### Exercise prompt:
Copy every line of the listing that holds the string "page".

— begin Records for the exercise —

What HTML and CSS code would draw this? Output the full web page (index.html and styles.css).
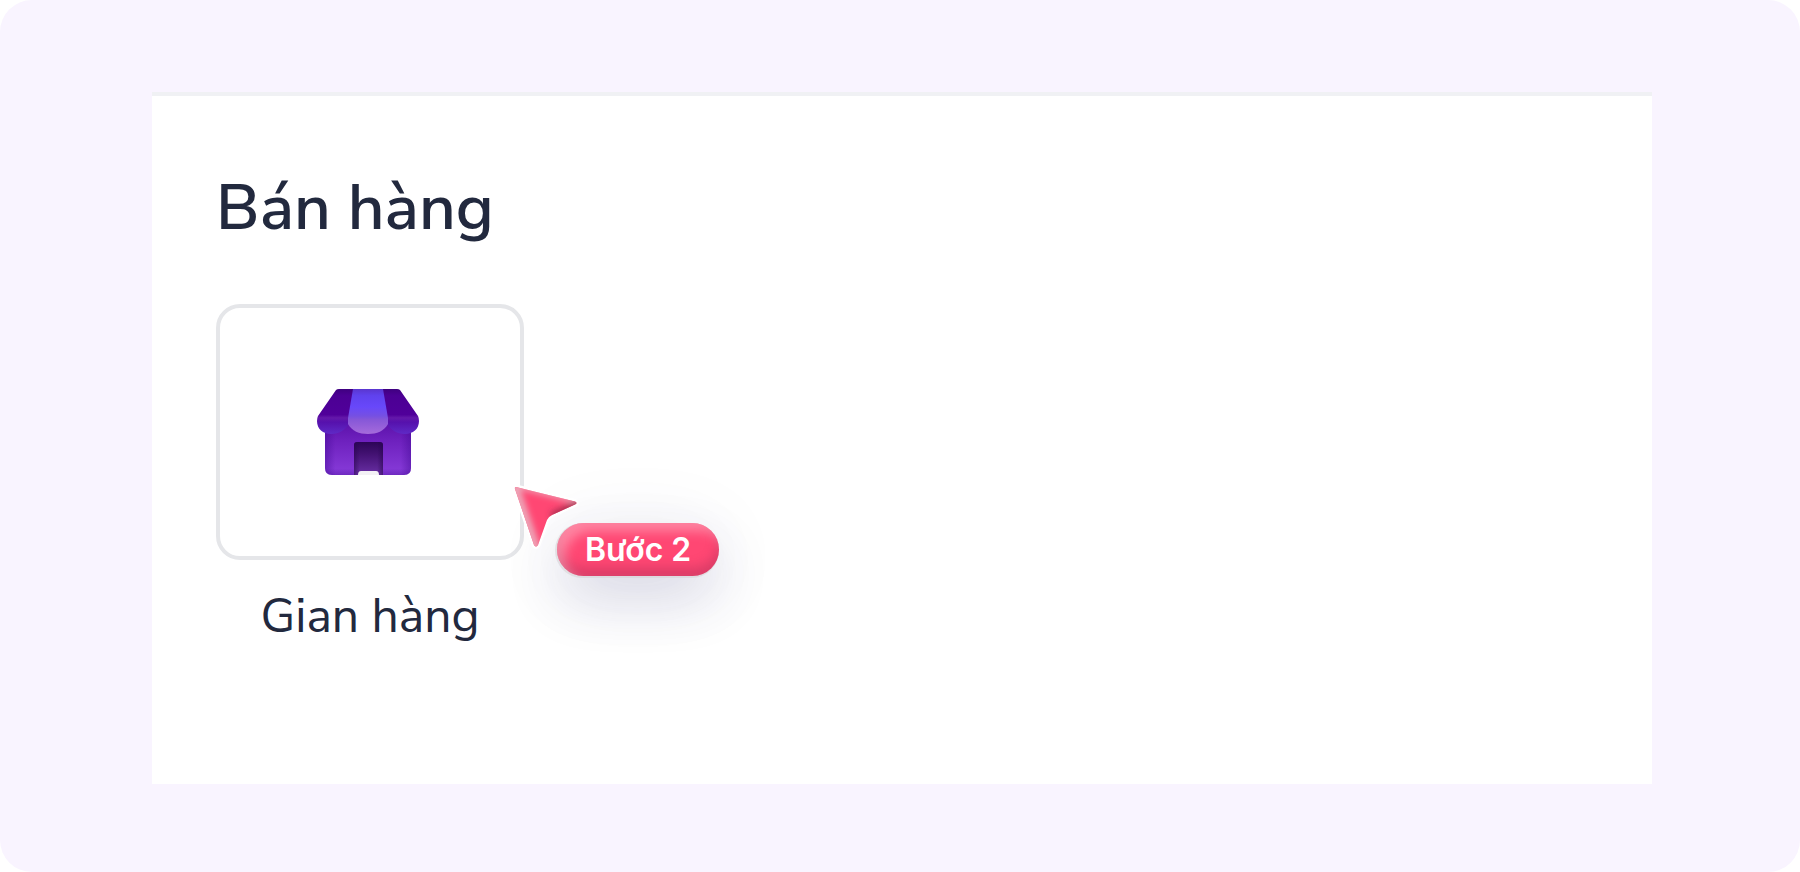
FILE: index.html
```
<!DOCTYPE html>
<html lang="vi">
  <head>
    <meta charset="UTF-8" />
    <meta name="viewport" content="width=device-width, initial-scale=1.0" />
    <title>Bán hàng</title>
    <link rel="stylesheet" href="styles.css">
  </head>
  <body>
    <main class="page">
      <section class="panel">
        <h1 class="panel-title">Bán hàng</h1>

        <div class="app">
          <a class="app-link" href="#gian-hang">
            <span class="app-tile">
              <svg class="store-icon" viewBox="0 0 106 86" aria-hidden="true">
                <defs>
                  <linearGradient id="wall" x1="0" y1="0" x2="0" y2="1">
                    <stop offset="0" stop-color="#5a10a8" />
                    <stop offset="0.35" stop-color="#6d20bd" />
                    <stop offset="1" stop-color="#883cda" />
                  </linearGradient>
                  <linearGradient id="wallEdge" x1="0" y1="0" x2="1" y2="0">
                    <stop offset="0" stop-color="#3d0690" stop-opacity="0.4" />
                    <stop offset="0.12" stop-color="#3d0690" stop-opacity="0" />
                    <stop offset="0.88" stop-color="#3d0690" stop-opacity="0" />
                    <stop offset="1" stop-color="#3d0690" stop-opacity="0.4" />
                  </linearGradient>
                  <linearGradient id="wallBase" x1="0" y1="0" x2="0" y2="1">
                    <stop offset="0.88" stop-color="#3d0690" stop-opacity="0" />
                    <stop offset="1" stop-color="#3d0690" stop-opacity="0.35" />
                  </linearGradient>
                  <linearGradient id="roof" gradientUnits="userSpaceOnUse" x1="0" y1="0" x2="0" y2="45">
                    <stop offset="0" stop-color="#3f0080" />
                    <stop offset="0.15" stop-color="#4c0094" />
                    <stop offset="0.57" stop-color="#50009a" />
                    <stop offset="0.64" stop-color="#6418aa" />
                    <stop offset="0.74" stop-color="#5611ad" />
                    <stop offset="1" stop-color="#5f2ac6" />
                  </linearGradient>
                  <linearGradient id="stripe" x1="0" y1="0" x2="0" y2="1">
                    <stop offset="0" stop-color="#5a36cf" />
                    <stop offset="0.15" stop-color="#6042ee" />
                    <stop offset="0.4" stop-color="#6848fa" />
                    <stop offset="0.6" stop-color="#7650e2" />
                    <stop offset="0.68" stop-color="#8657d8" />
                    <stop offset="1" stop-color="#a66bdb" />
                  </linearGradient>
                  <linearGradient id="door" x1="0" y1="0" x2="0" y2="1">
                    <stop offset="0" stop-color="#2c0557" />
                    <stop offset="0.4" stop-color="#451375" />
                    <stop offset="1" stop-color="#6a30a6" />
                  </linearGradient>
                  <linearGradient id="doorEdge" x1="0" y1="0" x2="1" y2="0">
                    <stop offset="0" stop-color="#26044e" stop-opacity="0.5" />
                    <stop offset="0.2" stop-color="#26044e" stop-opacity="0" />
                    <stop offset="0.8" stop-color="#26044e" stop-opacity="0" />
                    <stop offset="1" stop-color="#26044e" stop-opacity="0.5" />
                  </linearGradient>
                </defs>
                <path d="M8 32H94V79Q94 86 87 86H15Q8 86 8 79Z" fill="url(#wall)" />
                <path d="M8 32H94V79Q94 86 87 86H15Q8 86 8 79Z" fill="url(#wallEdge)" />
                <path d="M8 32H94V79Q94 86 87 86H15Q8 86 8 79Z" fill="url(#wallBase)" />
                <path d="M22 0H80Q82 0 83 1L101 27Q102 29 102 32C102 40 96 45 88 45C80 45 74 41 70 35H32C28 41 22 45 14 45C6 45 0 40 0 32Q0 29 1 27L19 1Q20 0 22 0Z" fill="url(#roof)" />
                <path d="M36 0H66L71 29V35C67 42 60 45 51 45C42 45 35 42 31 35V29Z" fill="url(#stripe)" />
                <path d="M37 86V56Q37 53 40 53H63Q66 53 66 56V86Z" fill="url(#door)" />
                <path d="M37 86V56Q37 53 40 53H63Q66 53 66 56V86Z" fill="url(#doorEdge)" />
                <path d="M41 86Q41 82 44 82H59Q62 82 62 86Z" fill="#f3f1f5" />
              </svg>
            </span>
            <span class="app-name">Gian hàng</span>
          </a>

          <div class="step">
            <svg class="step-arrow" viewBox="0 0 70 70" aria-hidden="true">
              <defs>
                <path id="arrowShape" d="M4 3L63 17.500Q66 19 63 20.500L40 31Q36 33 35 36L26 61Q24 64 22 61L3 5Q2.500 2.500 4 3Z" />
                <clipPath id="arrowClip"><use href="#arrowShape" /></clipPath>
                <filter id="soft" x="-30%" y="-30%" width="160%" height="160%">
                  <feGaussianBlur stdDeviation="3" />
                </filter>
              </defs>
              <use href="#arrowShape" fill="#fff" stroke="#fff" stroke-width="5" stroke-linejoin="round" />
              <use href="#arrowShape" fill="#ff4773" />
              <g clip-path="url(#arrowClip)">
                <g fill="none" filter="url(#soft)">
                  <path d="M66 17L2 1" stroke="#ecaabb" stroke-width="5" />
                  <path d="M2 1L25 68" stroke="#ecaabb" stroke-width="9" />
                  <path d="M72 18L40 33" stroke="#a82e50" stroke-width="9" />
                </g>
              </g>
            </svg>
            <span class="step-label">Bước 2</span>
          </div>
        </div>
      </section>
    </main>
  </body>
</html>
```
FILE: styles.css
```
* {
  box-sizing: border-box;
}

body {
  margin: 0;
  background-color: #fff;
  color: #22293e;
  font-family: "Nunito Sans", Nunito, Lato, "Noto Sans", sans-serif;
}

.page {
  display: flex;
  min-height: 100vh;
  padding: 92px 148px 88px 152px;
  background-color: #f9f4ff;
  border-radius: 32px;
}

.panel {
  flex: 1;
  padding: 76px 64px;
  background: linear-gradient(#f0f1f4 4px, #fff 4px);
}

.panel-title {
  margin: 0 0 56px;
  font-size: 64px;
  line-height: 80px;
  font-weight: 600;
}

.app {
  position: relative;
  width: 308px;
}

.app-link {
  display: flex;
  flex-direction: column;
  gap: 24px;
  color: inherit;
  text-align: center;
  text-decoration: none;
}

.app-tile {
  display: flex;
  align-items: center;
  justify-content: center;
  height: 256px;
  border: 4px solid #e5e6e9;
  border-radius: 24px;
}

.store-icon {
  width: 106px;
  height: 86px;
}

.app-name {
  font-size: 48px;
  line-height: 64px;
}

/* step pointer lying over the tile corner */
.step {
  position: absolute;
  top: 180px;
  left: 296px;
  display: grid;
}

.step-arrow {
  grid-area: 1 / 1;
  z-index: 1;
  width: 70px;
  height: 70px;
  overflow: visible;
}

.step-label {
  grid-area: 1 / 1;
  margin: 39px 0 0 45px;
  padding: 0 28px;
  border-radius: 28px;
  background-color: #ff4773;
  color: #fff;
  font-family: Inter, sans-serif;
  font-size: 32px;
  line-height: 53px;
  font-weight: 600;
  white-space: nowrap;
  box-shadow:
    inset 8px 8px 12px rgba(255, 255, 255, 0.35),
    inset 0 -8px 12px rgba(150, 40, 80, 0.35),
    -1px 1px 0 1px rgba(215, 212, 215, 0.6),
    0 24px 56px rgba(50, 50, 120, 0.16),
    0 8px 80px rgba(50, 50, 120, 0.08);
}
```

— end Records for the exercise —
— begin Records for the exercise —

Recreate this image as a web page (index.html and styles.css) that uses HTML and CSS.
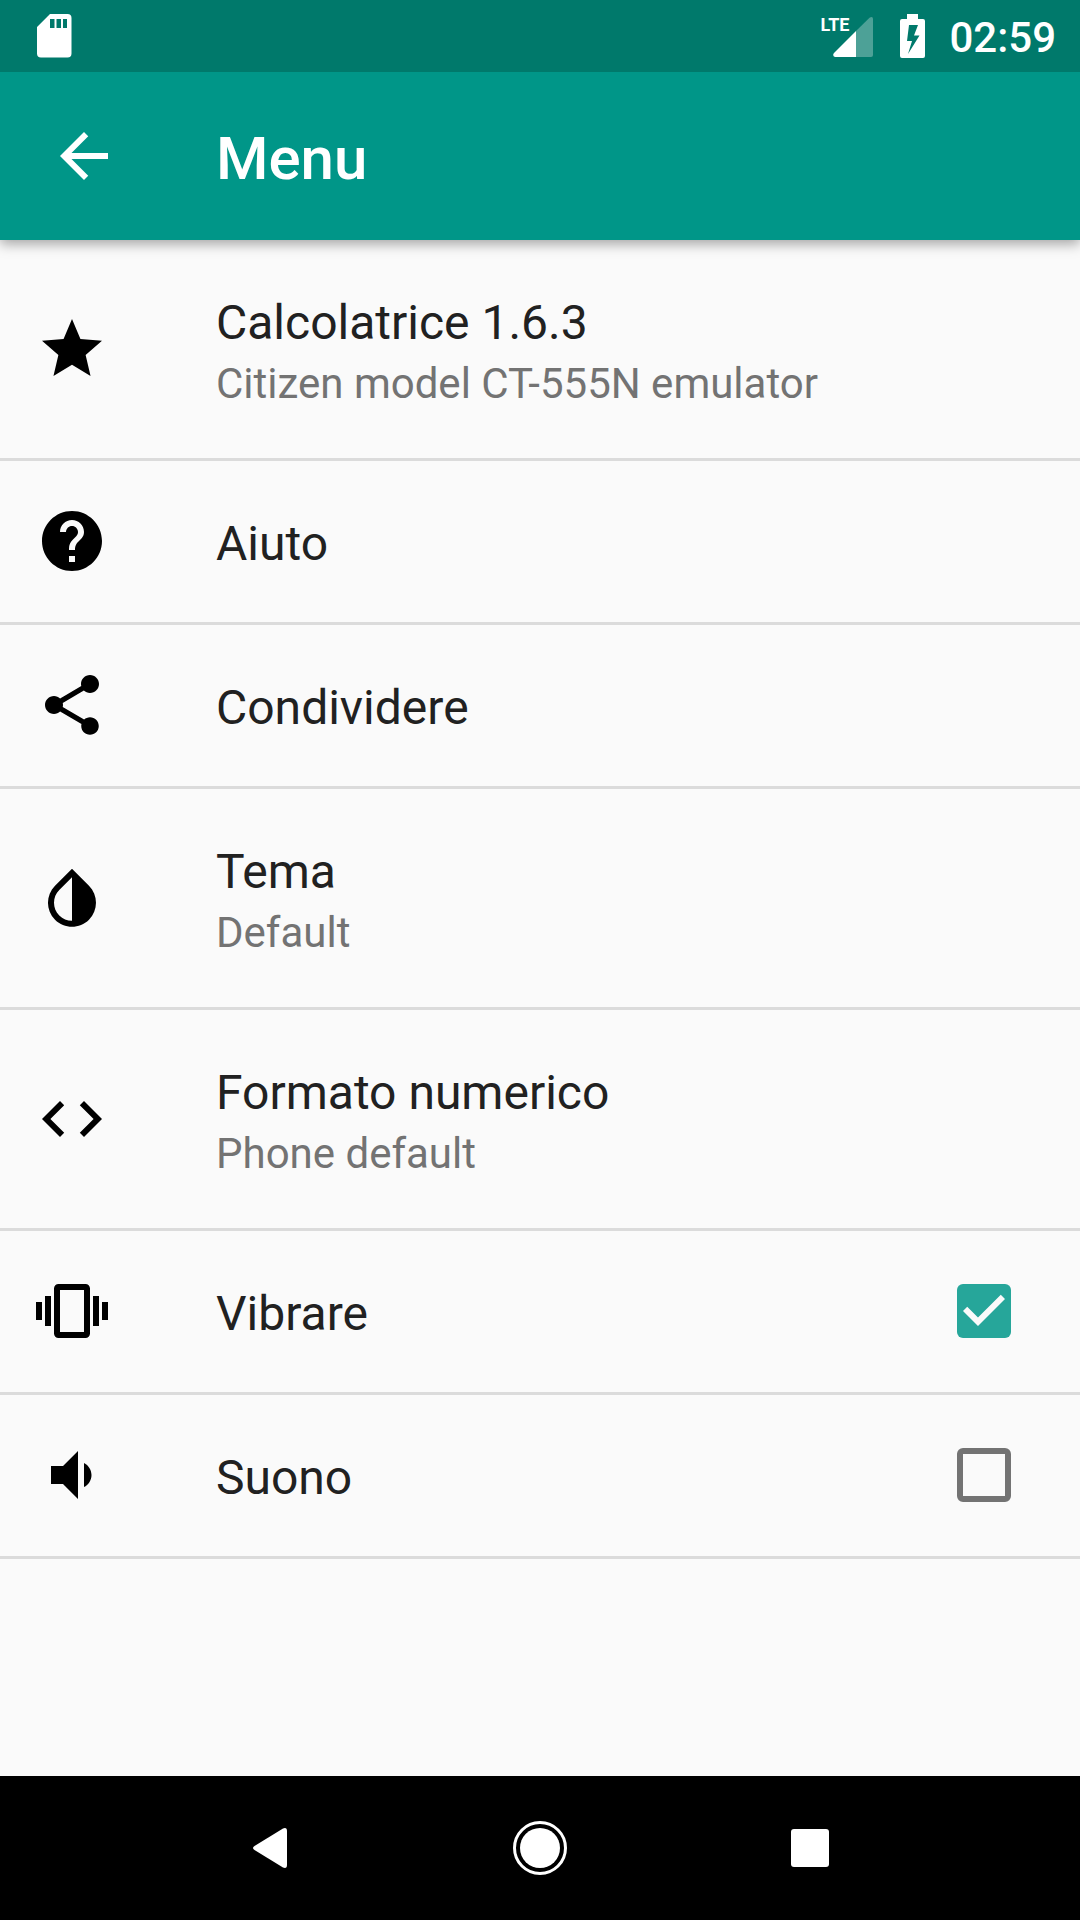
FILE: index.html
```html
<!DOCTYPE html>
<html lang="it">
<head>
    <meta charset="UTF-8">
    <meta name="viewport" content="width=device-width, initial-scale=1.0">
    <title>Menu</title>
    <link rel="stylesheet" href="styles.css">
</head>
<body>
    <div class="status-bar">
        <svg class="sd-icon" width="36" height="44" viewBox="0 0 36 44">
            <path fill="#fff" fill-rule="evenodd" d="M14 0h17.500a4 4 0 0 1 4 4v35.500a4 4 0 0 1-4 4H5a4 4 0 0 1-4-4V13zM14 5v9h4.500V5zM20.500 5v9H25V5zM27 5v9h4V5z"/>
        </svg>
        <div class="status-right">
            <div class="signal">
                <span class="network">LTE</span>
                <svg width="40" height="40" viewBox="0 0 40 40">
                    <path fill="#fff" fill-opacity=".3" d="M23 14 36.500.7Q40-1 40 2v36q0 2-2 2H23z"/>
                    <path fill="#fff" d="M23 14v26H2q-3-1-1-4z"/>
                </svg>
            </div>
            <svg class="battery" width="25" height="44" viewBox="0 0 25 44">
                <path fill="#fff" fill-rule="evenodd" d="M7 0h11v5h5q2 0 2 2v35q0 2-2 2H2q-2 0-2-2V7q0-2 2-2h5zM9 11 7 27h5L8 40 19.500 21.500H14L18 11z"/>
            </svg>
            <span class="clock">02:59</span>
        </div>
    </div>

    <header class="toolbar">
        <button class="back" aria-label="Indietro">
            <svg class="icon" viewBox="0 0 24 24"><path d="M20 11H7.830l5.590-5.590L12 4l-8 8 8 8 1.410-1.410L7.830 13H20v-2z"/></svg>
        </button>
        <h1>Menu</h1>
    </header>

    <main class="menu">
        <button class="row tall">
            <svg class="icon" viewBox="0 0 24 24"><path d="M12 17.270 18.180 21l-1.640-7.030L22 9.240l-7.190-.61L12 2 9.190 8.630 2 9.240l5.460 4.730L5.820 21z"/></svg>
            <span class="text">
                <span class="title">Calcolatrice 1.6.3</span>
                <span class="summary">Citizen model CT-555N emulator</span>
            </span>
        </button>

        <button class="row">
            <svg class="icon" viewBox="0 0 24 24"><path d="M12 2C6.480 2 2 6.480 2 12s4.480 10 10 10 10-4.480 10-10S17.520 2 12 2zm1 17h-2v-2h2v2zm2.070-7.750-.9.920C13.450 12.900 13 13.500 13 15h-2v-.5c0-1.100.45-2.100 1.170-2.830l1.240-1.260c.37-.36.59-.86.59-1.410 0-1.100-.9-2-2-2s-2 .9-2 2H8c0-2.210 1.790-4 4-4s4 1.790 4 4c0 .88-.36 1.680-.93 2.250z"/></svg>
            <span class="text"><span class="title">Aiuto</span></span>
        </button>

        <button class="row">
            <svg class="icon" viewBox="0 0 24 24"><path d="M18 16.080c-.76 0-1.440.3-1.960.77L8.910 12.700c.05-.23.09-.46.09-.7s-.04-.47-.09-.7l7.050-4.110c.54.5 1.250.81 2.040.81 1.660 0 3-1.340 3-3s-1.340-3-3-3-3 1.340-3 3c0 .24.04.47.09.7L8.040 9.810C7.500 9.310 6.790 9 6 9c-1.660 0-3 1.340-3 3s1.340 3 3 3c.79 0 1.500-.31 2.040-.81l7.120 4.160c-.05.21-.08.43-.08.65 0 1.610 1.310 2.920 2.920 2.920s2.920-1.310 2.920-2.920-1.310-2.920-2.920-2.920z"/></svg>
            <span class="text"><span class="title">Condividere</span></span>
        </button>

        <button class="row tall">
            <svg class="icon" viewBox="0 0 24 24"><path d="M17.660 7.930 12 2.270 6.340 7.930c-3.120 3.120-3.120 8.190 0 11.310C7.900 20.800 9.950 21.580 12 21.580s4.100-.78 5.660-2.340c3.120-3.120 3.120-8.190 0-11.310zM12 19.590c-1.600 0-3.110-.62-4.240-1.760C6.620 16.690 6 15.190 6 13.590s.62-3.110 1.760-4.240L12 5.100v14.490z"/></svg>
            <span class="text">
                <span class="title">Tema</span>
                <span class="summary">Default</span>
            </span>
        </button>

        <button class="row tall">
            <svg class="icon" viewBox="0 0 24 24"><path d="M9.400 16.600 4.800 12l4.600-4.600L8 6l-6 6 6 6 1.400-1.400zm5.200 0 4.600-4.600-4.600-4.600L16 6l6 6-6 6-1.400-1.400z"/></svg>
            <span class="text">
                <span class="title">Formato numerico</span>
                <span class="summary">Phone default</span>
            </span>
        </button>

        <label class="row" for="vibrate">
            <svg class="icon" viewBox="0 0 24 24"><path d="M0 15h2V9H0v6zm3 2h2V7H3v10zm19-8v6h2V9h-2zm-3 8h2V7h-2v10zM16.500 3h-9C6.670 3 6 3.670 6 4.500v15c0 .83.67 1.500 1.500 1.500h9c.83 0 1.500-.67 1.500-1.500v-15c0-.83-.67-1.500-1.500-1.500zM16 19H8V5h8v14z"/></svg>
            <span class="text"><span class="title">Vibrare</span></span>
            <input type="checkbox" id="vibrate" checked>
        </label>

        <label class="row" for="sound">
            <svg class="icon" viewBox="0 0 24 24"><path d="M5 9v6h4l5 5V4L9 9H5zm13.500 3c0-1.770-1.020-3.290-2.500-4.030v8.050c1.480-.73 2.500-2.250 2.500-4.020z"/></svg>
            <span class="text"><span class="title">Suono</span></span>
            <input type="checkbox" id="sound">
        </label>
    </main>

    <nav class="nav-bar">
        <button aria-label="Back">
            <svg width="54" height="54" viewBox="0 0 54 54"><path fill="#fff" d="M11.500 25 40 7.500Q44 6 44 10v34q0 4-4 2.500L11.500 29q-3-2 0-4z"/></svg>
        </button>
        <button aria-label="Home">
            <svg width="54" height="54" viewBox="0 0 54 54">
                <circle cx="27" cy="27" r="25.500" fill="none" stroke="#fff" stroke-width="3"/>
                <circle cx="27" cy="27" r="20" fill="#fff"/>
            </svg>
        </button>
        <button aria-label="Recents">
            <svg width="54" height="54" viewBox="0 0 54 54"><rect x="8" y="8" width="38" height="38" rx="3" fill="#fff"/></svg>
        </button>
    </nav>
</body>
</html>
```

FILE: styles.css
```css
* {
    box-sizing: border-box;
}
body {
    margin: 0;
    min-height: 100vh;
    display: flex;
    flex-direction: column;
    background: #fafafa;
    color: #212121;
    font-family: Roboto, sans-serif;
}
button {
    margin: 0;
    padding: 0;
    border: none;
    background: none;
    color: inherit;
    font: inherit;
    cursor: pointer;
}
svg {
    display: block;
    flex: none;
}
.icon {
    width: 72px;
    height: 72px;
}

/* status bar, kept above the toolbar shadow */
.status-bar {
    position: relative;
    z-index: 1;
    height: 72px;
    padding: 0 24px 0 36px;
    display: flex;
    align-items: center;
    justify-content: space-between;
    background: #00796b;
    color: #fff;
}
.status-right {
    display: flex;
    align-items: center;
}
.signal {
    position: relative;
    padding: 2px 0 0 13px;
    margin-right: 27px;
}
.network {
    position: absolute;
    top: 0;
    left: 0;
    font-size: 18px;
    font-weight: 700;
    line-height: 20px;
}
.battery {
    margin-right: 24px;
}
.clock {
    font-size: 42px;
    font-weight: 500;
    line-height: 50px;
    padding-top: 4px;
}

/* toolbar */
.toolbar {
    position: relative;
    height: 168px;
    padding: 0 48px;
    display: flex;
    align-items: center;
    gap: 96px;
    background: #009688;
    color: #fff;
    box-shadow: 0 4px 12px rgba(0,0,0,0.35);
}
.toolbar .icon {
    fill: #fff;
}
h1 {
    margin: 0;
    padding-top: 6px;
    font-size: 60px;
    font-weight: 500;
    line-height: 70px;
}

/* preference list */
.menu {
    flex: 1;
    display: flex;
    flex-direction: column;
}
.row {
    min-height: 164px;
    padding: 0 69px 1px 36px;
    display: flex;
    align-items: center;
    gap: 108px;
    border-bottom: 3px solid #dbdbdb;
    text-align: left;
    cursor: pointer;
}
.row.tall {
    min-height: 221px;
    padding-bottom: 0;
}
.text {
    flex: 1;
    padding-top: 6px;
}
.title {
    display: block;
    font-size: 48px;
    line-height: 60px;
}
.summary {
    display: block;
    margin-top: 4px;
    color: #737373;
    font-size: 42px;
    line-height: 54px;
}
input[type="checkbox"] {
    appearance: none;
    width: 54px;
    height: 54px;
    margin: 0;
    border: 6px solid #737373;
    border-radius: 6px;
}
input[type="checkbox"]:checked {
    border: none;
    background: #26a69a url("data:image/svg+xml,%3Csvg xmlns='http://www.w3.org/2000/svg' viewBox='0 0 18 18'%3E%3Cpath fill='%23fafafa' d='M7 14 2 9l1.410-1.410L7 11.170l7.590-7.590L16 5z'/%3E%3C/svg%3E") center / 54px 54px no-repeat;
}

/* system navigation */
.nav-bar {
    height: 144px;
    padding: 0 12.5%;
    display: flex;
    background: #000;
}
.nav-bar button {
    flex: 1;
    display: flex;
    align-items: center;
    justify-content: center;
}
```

— end Records for the exercise —

### Response to the exercise:
What HTML and CSS code would draw this? Output the full web page (index.html and styles.css).
    <main class="page">
.page {
Recreate this image as a web page (index.html and styles.css) that uses HTML and CSS.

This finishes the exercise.